Please let me be absolutely crystal clear…IT. IS. NEVER. DIFFERENT.
Whatever the prevailing ‘it’ is, it may last longer and/or go higher than other ‘its’…but ‘it’ will not end any differently.
Never has. Never will.
With the US share market going deeper into over-overvalued territory, here’s a timely reminder from a previous period of irrational exuberance.
After the dotcom bubble had well and truly deflated, Fortune magazine interviewed Warren Buffett in December 2001.
Here’s some extracts from the interview (emphasis added):
‘…the last century proves that market irrationality of an extreme kind periodically erupts—and compellingly suggests that investors wanting to do well had better learn how to deal with the next outbreak. What’s needed is an antidote, and in my opinion that’s quantification. If you quantify, you won’t necessarily rise to brilliance, but neither will you sink into craziness.’
The antidote to irrationality is being able to keep your head while others lose theirs.
How do you stay grounded?
Simple. You quantify when markets have moved (well) beyond fair value.
How do you do that?
According to Buffett…
‘On a macro basis, quantification doesn’t have to be complicated at all. Below is a chart, starting almost 80 years ago and really quite fundamental in what it says. The chart shows the market value of all publicly traded securities as a percentage of the country’s business—that is, as a percentage of GNP.
‘The ratio has certain limitations in telling you what you need to know. Still, it is probably the best single measure of where valuations stand at any given moment.’
This is the most recent version of Warren Buffett’s ‘best single measure of where valuations stand’…
Source: Advisor Perspectives
If we go back to the 2001 interview, this was the sage advice the Oracle from Omaha offered:
‘For me, the message of that chart is this: If the percentage relationship falls to the 70% or 80% area, buying stocks is likely to work very well for you. If the ratio approaches 200%—as it did in 1999 and a part of 2000—you are playing with fire.’
‘And as you can see, nearly two years ago the ratio rose to an unprecedented level. That should have been a very strong warning signal.’
It was a warning signal that few heeded. Why?
‘It was different this time’. The dotcom era was a new paradigm. Those old fuddy-duddy valuation methods no longer applied.
The same reasons are being put forward to try and justify today’s irrationally high valuations.
And, to further harden investor conviction, they throw in for good measure…‘the Fed won’t let markets fall’.
You have to be several sandwiches short of a picnic if you believe that claptrap.
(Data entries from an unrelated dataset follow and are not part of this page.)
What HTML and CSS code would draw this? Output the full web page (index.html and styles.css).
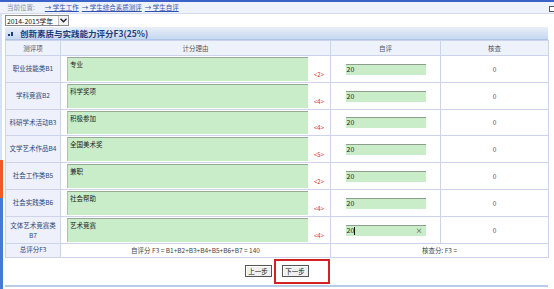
FILE: index.html
```html
<!DOCTYPE html>
<html>
<head>
<meta charset="utf-8">
<link rel="stylesheet" href="styles.css">
</head>
<body>
<div class="topline"></div>
<div class="crumbs">
  <span class="here">当前位置:</span>
  <a>→ 学生工作</a>
  <a>→ 学生综合素质测评</a>
  <a>→ 学生自评</a>
  <span class="winicon"></span>
</div>
<div class="page">
  <div class="selrow">
    <div class="select"><span>2014-2015学年</span><span class="arrow"><svg width="7" height="5" viewBox="0 0 7 5"><path d="M0.5 0.8 L3.5 3.8 L6.5 0.8" fill="none" stroke="#223" stroke-width="1.4"/></svg></span></div>
  </div>
  <div class="titlebar"><span class="dots"><i></i><i></i></span>创新素质与实践能力评分F3(25%)</div>
  <table class="grid">
    <colgroup><col class="c1"><col class="c2"><col class="c3"><col class="c4"></colgroup>
    <thead>
      <tr><th>测评项</th><th>计分理由</th><th>自评</th><th>核查</th></tr>
    </thead>
    <tbody>
      <tr><td class="item">职业技能类B1</td><td><div class="reason"><div class="ta">专业</div><span class="max">&lt;2&gt;</span></div></td><td class="self"><span class="inp">20</span></td><td class="chk">0</td></tr>
      <tr><td class="item">学科竞赛B2</td><td><div class="reason"><div class="ta">科学奖项</div><span class="max">&lt;4&gt;</span></div></td><td class="self"><span class="inp">20</span></td><td class="chk">0</td></tr>
      <tr><td class="item">科研学术活动B3</td><td><div class="reason"><div class="ta">积极参加</div><span class="max">&lt;4&gt;</span></div></td><td class="self"><span class="inp">20</span></td><td class="chk">0</td></tr>
      <tr><td class="item">文学艺术作品B4</td><td><div class="reason"><div class="ta">全国美术奖</div><span class="max">&lt;5&gt;</span></div></td><td class="self"><span class="inp">20</span></td><td class="chk">0</td></tr>
      <tr><td class="item">社会工作类B5</td><td><div class="reason"><div class="ta">兼职</div><span class="max">&lt;2&gt;</span></div></td><td class="self"><span class="inp">20</span></td><td class="chk">0</td></tr>
      <tr><td class="item">社会实践类B6</td><td><div class="reason"><div class="ta">社会帮助</div><span class="max">&lt;4&gt;</span></div></td><td class="self"><span class="inp">20</span></td><td class="chk">0</td></tr>
      <tr><td class="item"><span class="two">文体艺术竞赛类</span><span class="two">B7</span></td><td><div class="reason"><div class="ta">艺术竞赛</div><span class="max">&lt;4&gt;</span></div></td><td class="self"><span class="inp active">20<span class="caret"></span><span class="clear">×</span></span></td><td class="chk">0</td></tr>
      <tr class="total"><td class="item">总评分F3</td><td>自评分 F3 = B1+B2+B3+B4+B5+B6+B7 = 140</td><td colspan="2">核查分: F3 =</td></tr>
    </tbody>
  </table>
  <div class="actions">
    <button class="btn">上一步</button>
    <button class="btn">下一步</button>
    <span class="mark"></span>
  </div>
  <div class="bottomline"></div>
</div>
<span class="edge-top"></span>
<span class="edge-tab"></span>
<span class="edge-bottom"></span>
</body>
</html>
```

FILE: styles.css
```css
html, body {
  margin: 0;
  padding: 0;
  background: #ffffff;
}
body {
  position: relative;
  width: 554px;
  height: 289px;
  overflow: hidden;
  font-family: "Noto Sans CJK SC", "Noto Sans", sans-serif;
  font-size: 6.5px;
  color: #333;
}
.topline {
  height: 2px;
  background: #3a62c8;
}
.crumbs {
  position: relative;
  height: 11px;
  background: #eef2fa;
  border-bottom: 1px solid #d4dcee;
  display: flex;
  align-items: center;
  padding-left: 7px;
  gap: 3px;
  line-height: 1;
}
.crumbs .here {
  color: #8890a8;
  margin-right: 7px;
}
.crumbs a {
  color: #3050b0;
  text-decoration: underline;
}
.winicon {
  position: absolute;
  right: 0;
  top: 4px;
  width: 4px;
  height: 4px;
  border: 1px solid #556;
  border-right: none;
  background: #fff;
}
.page {
  padding: 0 6px 0 5px;
}
.selrow {
  height: 13px;
  display: flex;
  align-items: center;
}
.select {
  width: 64px;
  height: 11px;
  border: 1px solid #8a8a8a;
  display: flex;
  align-items: center;
  justify-content: space-between;
  box-sizing: border-box;
  font-size: 6.8px;
  color: #111;
  padding-left: 1px;
  background: #fff;
}
.select .arrow {
  width: 9px;
  height: 9px;
  border-left: 1px solid #bbb;
  display: flex;
  align-items: center;
  justify-content: center;
  background: #f4f4f4;
}
.titlebar {
  height: 13px;
  background: linear-gradient(#e8eef9, #c6d8f0);
  border-bottom: 1px solid #b0c4e4;
  box-sizing: border-box;
  display: flex;
  align-items: center;
  padding-left: 3px;
  font-size: 8.5px;
  font-weight: bold;
  color: #1c3c7c;
}
.dots {
  display: inline-flex;
  align-items: flex-end;
  gap: 1px;
  width: 8px;
  height: 6px;
  margin-right: 4px;
}
.dots i {
  display: block;
  width: 2px;
  height: 2px;
  background: #1c3c7c;
}
.dots i:last-child {
  height: 4px;
}
.grid {
  width: 543px;
  table-layout: fixed;
  border-collapse: collapse;
}
.grid col.c1 { width: 55px; }
.grid col.c2 { width: 270px; }
.grid col.c3 { width: 110px; }
.grid col.c4 { width: 108px; }
.grid th, .grid td {
  border: 1px solid #ccd3ea;
  padding: 0;
  text-align: center;
  font-weight: normal;
}
.grid th {
  height: 14px;
  background: #eef2fb;
  color: #555;
}
.grid tbody tr {
  height: 26.8px;
}
.grid td.item {
  background: #eef0fb;
  color: #2d4678;
  line-height: 1.2;
}
.two {
  display: block;
  line-height: 10px;
}
.reason {
  display: flex;
  height: 25.8px;
  padding-left: 6px;
}
.ta {
  flex: 1;
  margin: 1px 0;
  background: #c9ecc9;
  border-top: 1px solid #9aa89a;
  border-left: 1px solid #b0c0b0;
  text-align: left;
  color: #222;
  padding: 1px 2px;
  box-sizing: border-box;
}
.max {
  width: 22px;
  align-self: flex-end;
  margin-bottom: 3px;
  color: #e02828;
  font-size: 6px;
}
.self .inp {
  position: relative;
  display: inline-block;
  width: 80px;
  height: 11px;
  box-sizing: border-box;
  background: #c9ecc9;
  border-top: 1px solid #8e9e8e;
  text-align: left;
  color: #222;
  font-size: 7px;
  line-height: 9px;
  padding-left: 1px;
  vertical-align: middle;
}
.inp .caret {
  display: inline-block;
  width: 1px;
  height: 8px;
  background: #111;
  vertical-align: middle;
}
.inp .clear {
  position: absolute;
  right: 3px;
  top: 0;
  font-size: 7px;
  color: #333;
}
.chk {
  color: #555;
}
.grid tbody tr.total {
  height: 14px;
}
.total td {
  color: #444;
}
.actions {
  position: relative;
  height: 27px;
  display: flex;
  justify-content: center;
  align-items: center;
  gap: 10px;
}
.btn {
  width: 27px;
  height: 12px;
  padding: 0;
  font-family: inherit;
  font-size: 6.5px;
  color: #111;
  background: #f0f0f0;
  border: 1px solid #555;
  box-shadow: inset 1px 1px 0 #fff;
  line-height: 1;
}
.mark {
  position: absolute;
  left: 269px;
  top: 1px;
  width: 56px;
  height: 25px;
  border: 2px solid #d42020;
  box-sizing: border-box;
}
.bottomline {
  height: 2px;
  background: #b8cce8;
}
.edge-top {
  position: absolute;
  left: 0;
  top: 14px;
  width: 2px;
  height: 146px;
  background: #d6e2f4;
}
.edge-tab {
  position: absolute;
  left: 0;
  top: 160px;
  width: 3px;
  height: 38px;
  background: #f05a28;
}
.edge-bottom {
  position: absolute;
  left: 0;
  top: 198px;
  width: 3px;
  height: 91px;
  background: #4a78d8;
}
```
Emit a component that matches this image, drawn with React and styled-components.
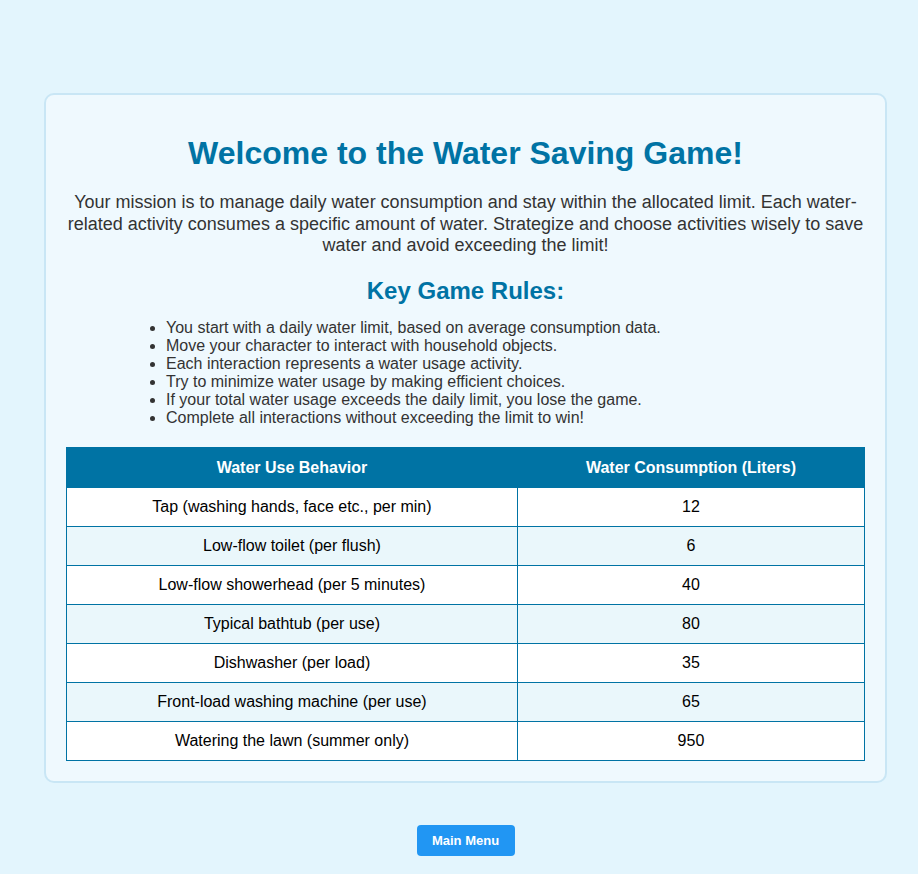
import React from 'react'
import styled, { createGlobalStyle } from 'styled-components'

const GlobalStyle = createGlobalStyle`
  html, body {
    margin: 0;
    padding: 0;
    background: #e3f5fd;
    font-family: "Liberation Sans", Arial, sans-serif;
  }
`

const Page = styled.div`
  display: flex;
  flex-direction: column;
  align-items: center;
  padding: 93px 0 18px 13px;
`

const Card = styled.div`
  box-sizing: border-box;
  width: 843px;
  padding: 20px;
  background: #eff9fe;
  border: 2px solid #c9e6f5;
  border-radius: 10px;
  text-align: center;
`

const Title = styled.h1`
  margin: 20px 0 20px;
  font-size: 32px;
  line-height: 37px;
  font-weight: bold;
  color: #0073a4;
`

const Intro = styled.p`
  margin: 0 0 20px;
  font-size: 18px;
  line-height: 21.7px;
  color: #333;
`

const Subtitle = styled.h2`
  margin: 0 0 14px;
  font-size: 24px;
  line-height: 28px;
  font-weight: bold;
  color: #0073a4;
`

const Rules = styled.ul`
  margin: 0 0 20px;
  padding-left: 100px;
  text-align: left;
  font-size: 16px;
  line-height: 18px;
  color: #333;
`

const Table = styled.table`
  width: 100%;
  border-collapse: collapse;
  font-size: 16px;
  color: #000;
`

const Th = styled.th`
  background: #0073a4;
  color: #fff;
  font-weight: bold;
  height: 39px;
  padding: 0 10px;
  border: 1px solid #0073a4;
`

const Row = styled.tr`
  background: ${p => (p.$alt ? '#eaf7fb' : '#fff')};
`

const Td = styled.td`
  height: 38px;
  padding: 0 10px;
  border: 1px solid #0073a4;
`

const MenuButton = styled.button`
  margin-top: 42px;
  width: 98px;
  height: 31px;
  border: none;
  border-radius: 4px;
  background: #2196f3;
  color: #fff;
  font-family: "Liberation Sans", Arial, sans-serif;
  font-size: 13px;
  font-weight: bold;
  cursor: pointer;
`

const rules = [
  'You start with a daily water limit, based on average consumption data.',
  'Move your character to interact with household objects.',
  'Each interaction represents a water usage activity.',
  'Try to minimize water usage by making efficient choices.',
  'If your total water usage exceeds the daily limit, you lose the game.',
  'Complete all interactions without exceeding the limit to win!',
]

const usage = [
  ['Tap (washing hands, face etc., per min)', 12],
  ['Low-flow toilet (per flush)', 6],
  ['Low-flow showerhead (per 5 minutes)', 40],
  ['Typical bathtub (per use)', 80],
  ['Dishwasher (per load)', 35],
  ['Front-load washing machine (per use)', 65],
  ['Watering the lawn (summer only)', 950],
]

export default function App() {
  return (
    <>
      <GlobalStyle />
      <Page>
        <Card>
          <Title>Welcome to the Water Saving Game!</Title>
          <Intro>
            Your mission is to manage daily water consumption and stay within the allocated limit. Each water-related
            activity consumes a specific amount of water. Strategize and choose activities wisely to save water and
            avoid exceeding the limit!
          </Intro>
          <Subtitle>Key Game Rules:</Subtitle>
          <Rules>
            {rules.map(r => (
              <li key={r}>{r}</li>
            ))}
          </Rules>
          <Table>
            <thead>
              <tr>
                <Th>Water Use Behavior</Th>
                <Th>Water Consumption (Liters)</Th>
              </tr>
            </thead>
            <tbody>
              {usage.map(([name, liters], i) => (
                <Row key={name} $alt={i % 2 === 1}>
                  <Td>{name}</Td>
                  <Td>{liters}</Td>
                </Row>
              ))}
            </tbody>
          </Table>
        </Card>
        <MenuButton>Main Menu</MenuButton>
      </Page>
    </>
  )
}
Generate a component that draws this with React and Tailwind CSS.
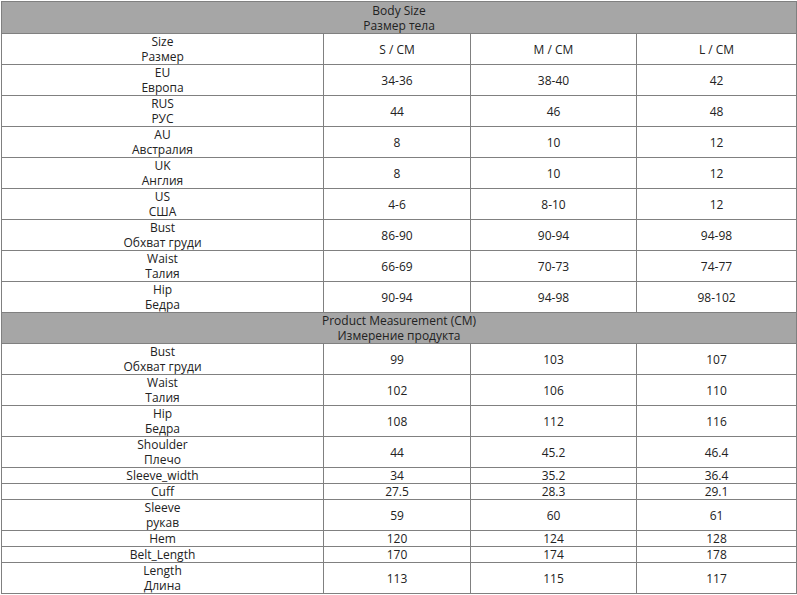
const bodyRows = [
  ['EU', 'Европа', '34-36', '38-40', '42'],
  ['RUS', 'РУС', '44', '46', '48'],
  ['AU', 'Австралия', '8', '10', '12'],
  ['UK', 'Англия', '8', '10', '12'],
  ['US', 'США', '4-6', '8-10', '12'],
  ['Bust', 'Обхват груди', '86-90', '90-94', '94-98'],
  ['Waist', 'Талия', '66-69', '70-73', '74-77'],
  ['Hip', 'Бедра', '90-94', '94-98', '98-102'],
];

const productRows = [
  ['Bust', 'Обхват груди', '99', '103', '107'],
  ['Waist', 'Талия', '102', '106', '110'],
  ['Hip', 'Бедра', '108', '112', '116'],
  ['Shoulder', 'Плечо', '44', '45.2', '46.4'],
  ['Sleeve_width', null, '34', '35.2', '36.4'],
  ['Cuff', null, '27.5', '28.3', '29.1'],
  ['Sleeve', 'рукав', '59', '60', '61'],
  ['Hem', null, '120', '124', '128'],
  ['Belt_Length', null, '170', '174', '178'],
  ['Length', 'Длина', '113', '115', '117'],
];

const cell = 'border border-[#808080] p-0 text-center align-middle font-normal';

function HeaderRow({ en, ru, first }) {
  return (
    <tr>
      <td colSpan={4} className={`${cell} bg-[#a6a6a6] ${first ? 'pt-px' : ''}`}>
        {en}
        <br />
        {ru}
      </td>
    </tr>
  );
}

function Row({ row }) {
  const [en, ru, s, m, l] = row;
  return (
    <tr>
      <td className={cell}>
        {en}
        {ru && <br />}
        {ru}
      </td>
      <td className={cell}>{s}</td>
      <td className={cell}>{m}</td>
      <td className={cell}>{l}</td>
    </tr>
  );
}

export default function App() {
  return (
    <div className="h-[595px] w-[797px] bg-white pl-px pt-px font-['Open_Sans',sans-serif] text-[12px] leading-[15px] text-[#222]">
      <table className="w-[795px] table-fixed border-collapse">
        <colgroup>
          <col className="w-[322px]" />
          <col className="w-[147px]" />
          <col className="w-[166px]" />
          <col className="w-[160px]" />
        </colgroup>
        <tbody>
          <HeaderRow en="Body Size" ru="Размер тела" first />
          <Row row={['Size', 'Размер', 'S / CM', 'M / CM', 'L / CM']} />
          {bodyRows.map((r, i) => (
            <Row key={i} row={r} />
          ))}
          <HeaderRow en="Product Measurement (CM)" ru="Измерение продукта" />
          {productRows.map((r, i) => (
            <Row key={i} row={r} />
          ))}
        </tbody>
      </table>
    </div>
  );
}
The tussle between man and market has been going on for centuries. The market ALWAYS wins by a knockout.
The Bank of Japan — with low rates and continuous QE — couldn’t get the Nikkei off the mat in the 1990s and 2000s.
The Peoples Bank of China — with the might of government behind it — hasn’t managed to revive the Shanghai Composite Index since its 2015 smack down.
It makes no sense to me that investors place their absolute faith (and life savings) in the hands of the very institution that’s proven (time and time again) it’s learnt nothing from history.
Why Buffett is building a cash pile…
Buffett explains why exponential growth — in his preferred valuation indicator — is simply not possible (emphasis added):
‘For investors to gain wealth at a rate that exceeds the growth of U.S. business, the percentage relationship line on the chart must keep going up and up. If GNP is going to grow 5% a year and you want market values to go up 10%, then you need to have the line go straight off the top of the chart. That won’t happen.’
It’s simply not possible for the US share market to continue growing at a rate that exceeds US economic growth.
It just…won’t happen.
However, during the market’s irrationally exuberant phase, people forget/lose sight of/ignore that simple piece of logic…and momentum driven by ICE takes the market (momentarily) higher.
With the ‘best single measure of valuations’ now well and truly in the ‘playing with fire’ zone, what’s Buffett doing with his money?
As reported by CNBC on 4 November 2019 (emphasis added):
‘Warren Buffett’s Berkshire Hathaway reported earnings on Saturday and Wall Street is caught up on one key thing: its cash pile.
‘In the third quarter , the holding company’s cash balance grew to a record $128.2 billion — up from $122.4 billion in the prior quarter and $23 billion a decade ago — leading analysts to wonder why the company isn’t spending.’
That last sentence is a classic…leading analysts to wonder why the company isn’t spending.
They obviously know nothing about history and quantification.
There is only one reason why Buffett is building a cash pile…he cannot find value in an over-overvalued market.
When will he deploy the cash?
‘If the percentage relationship falls to the 70% or 80% area, buying stocks is likely to work very well for you…’
To get back into the ‘buying’ zone, the Buffett indicator has to fall around 50% from its current level.
That requires a ‘blow-up’ phase…and it’s coming.
When it does, investors who bought in haste will be subjected to another form of ICE…introspection, contemplation, exasperation.